Aim:
Repeat everything from the first line of the listing below through the line that contains "const activeNav = ref('任务管理')", exactly. Leave out pictures.
____ Source data
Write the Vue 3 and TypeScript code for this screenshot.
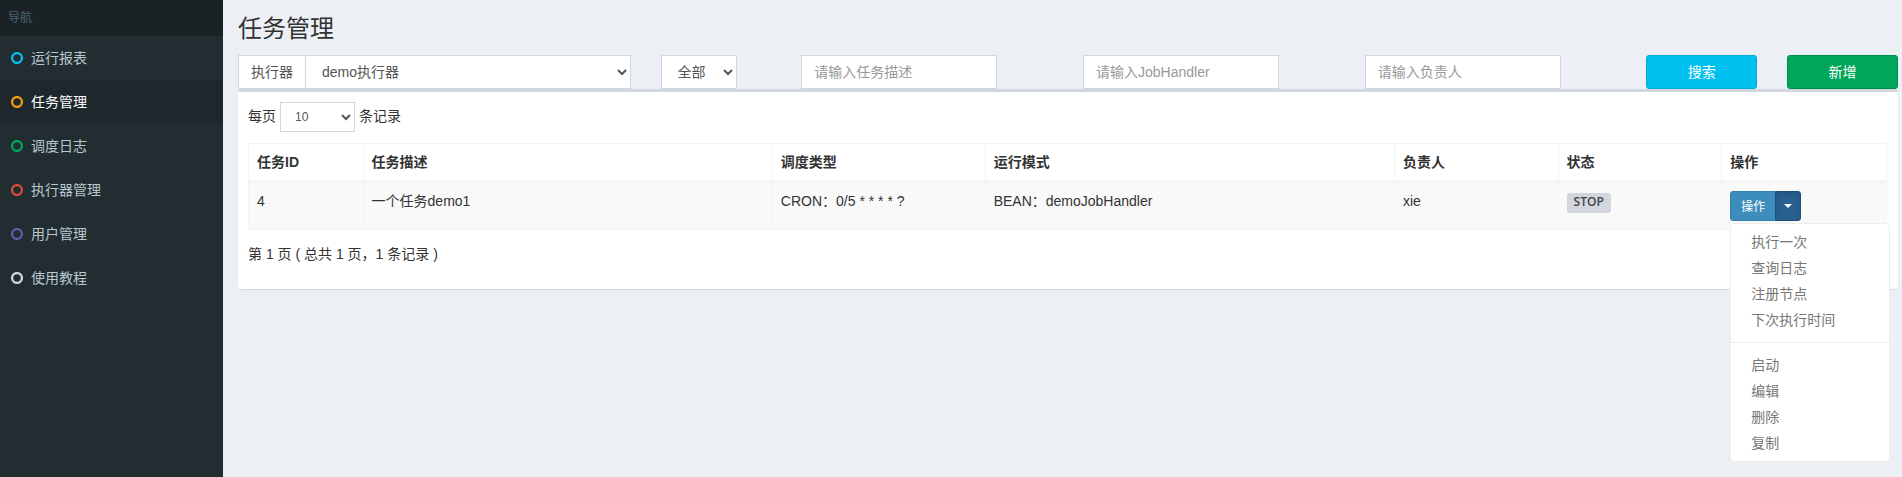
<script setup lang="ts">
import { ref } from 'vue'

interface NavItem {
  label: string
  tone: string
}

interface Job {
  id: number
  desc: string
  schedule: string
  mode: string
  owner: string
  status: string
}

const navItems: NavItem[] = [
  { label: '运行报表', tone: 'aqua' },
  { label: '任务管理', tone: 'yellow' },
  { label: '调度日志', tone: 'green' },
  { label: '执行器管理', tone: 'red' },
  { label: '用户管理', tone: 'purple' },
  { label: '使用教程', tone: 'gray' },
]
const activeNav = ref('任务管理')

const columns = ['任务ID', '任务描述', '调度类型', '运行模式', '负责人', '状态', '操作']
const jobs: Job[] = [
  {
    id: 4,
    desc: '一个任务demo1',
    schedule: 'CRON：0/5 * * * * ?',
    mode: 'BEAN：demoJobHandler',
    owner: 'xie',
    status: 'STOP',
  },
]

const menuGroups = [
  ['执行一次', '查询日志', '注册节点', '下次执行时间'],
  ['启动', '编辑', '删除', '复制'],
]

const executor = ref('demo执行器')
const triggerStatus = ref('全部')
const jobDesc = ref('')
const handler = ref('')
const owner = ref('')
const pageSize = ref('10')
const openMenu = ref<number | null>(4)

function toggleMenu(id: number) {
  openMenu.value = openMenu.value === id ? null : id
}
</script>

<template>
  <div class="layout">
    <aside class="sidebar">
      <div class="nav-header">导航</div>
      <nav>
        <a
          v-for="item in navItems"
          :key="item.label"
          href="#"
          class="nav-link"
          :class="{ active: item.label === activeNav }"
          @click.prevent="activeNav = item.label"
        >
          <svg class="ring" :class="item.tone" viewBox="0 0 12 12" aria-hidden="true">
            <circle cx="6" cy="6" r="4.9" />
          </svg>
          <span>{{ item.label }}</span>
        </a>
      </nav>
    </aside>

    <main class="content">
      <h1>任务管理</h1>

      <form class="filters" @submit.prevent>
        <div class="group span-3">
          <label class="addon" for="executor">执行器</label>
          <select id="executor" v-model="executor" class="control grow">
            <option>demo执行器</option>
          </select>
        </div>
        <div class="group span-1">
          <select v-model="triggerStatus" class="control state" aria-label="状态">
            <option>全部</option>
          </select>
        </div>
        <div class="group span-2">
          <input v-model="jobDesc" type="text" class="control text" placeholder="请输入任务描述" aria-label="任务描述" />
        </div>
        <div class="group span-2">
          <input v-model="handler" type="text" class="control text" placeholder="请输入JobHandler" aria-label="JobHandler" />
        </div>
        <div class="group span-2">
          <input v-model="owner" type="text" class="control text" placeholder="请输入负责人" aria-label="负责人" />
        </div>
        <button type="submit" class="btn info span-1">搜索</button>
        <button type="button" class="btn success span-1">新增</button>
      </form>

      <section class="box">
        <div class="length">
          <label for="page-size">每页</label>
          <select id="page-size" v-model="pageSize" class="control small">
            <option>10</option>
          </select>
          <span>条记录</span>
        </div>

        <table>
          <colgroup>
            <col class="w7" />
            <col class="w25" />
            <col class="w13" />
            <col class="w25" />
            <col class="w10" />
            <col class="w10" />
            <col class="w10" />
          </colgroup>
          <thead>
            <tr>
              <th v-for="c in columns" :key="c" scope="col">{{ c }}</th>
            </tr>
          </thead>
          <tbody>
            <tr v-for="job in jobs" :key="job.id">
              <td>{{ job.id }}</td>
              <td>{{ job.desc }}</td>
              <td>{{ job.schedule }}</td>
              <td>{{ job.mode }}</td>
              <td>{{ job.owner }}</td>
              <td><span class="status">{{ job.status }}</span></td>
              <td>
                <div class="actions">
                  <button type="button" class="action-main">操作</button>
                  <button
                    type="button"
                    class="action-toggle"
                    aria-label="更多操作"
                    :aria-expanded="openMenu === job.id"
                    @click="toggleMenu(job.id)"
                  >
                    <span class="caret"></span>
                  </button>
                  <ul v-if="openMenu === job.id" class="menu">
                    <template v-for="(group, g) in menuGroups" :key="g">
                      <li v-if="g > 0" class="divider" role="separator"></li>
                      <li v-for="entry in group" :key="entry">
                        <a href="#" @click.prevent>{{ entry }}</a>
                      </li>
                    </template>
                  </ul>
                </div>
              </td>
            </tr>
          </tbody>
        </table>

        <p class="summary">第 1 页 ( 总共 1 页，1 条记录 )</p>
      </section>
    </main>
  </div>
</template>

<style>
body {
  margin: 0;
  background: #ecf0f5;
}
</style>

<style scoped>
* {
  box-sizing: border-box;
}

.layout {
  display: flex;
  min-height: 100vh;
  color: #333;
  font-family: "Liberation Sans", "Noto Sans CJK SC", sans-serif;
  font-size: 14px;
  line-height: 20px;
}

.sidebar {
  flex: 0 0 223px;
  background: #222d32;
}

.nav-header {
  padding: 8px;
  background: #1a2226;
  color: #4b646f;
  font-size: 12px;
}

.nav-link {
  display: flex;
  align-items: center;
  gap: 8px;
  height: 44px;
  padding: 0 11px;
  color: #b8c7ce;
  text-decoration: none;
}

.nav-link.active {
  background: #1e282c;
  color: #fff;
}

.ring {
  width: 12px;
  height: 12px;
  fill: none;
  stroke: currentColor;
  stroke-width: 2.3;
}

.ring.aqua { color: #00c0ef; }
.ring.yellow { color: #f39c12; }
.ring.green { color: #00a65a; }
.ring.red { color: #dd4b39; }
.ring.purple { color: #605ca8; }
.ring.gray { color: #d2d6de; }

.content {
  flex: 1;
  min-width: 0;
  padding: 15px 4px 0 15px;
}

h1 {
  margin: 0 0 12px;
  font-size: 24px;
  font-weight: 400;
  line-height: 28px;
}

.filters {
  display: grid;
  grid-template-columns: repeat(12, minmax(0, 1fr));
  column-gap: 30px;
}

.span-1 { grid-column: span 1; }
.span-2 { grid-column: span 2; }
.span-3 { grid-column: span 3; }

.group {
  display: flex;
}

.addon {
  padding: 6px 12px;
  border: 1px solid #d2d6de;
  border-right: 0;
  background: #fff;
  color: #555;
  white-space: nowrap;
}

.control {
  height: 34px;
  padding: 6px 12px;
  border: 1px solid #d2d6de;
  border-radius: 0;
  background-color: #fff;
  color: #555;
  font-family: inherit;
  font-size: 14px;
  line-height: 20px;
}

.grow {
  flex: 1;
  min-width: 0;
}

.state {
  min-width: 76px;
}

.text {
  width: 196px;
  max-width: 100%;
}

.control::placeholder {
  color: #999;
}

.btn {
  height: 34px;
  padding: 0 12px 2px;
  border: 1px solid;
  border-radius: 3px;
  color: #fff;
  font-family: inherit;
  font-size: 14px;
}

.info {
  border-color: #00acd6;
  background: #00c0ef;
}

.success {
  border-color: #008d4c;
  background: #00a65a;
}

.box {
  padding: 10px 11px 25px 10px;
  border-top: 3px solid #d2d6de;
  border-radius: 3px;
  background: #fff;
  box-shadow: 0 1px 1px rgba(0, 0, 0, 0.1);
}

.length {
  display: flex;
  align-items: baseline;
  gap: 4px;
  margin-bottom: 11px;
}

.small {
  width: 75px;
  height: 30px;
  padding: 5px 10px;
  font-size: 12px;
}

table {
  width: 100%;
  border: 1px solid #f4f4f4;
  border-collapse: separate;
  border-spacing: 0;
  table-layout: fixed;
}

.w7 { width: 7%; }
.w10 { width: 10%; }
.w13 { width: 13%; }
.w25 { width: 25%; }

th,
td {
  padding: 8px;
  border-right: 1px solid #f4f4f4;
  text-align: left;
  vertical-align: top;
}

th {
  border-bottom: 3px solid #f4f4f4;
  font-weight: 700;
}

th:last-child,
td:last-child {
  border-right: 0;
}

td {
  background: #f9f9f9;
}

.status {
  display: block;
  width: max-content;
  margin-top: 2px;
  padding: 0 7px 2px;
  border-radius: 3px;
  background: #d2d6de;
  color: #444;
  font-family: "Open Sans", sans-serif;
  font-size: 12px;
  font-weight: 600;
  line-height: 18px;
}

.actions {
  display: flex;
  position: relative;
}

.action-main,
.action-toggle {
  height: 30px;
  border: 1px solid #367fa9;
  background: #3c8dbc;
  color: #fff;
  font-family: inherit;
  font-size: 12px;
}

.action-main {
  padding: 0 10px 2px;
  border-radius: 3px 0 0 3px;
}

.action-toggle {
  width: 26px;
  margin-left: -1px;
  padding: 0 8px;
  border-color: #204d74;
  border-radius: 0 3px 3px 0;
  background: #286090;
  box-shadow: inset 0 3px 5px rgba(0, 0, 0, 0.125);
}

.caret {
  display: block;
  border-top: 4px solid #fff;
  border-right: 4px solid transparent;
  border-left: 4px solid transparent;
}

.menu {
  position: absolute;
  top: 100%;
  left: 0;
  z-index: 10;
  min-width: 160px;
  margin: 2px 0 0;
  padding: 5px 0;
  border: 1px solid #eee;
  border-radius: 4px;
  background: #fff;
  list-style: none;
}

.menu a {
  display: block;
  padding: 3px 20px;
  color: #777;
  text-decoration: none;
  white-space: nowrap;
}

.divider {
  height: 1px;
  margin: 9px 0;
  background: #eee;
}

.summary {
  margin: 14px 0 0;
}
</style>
________
Expected answer:
Write the Vue 3 and TypeScript code for this screenshot.
<script setup lang="ts">
import { ref } from 'vue'

interface NavItem {
  label: string
  tone: string
}

interface Job {
  id: number
  desc: string
  schedule: string
  mode: string
  owner: string
  status: string
}

const navItems: NavItem[] = [
  { label: '运行报表', tone: 'aqua' },
  { label: '任务管理', tone: 'yellow' },
  { label: '调度日志', tone: 'green' },
  { label: '执行器管理', tone: 'red' },
  { label: '用户管理', tone: 'purple' },
  { label: '使用教程', tone: 'gray' },
]
const activeNav = ref('任务管理')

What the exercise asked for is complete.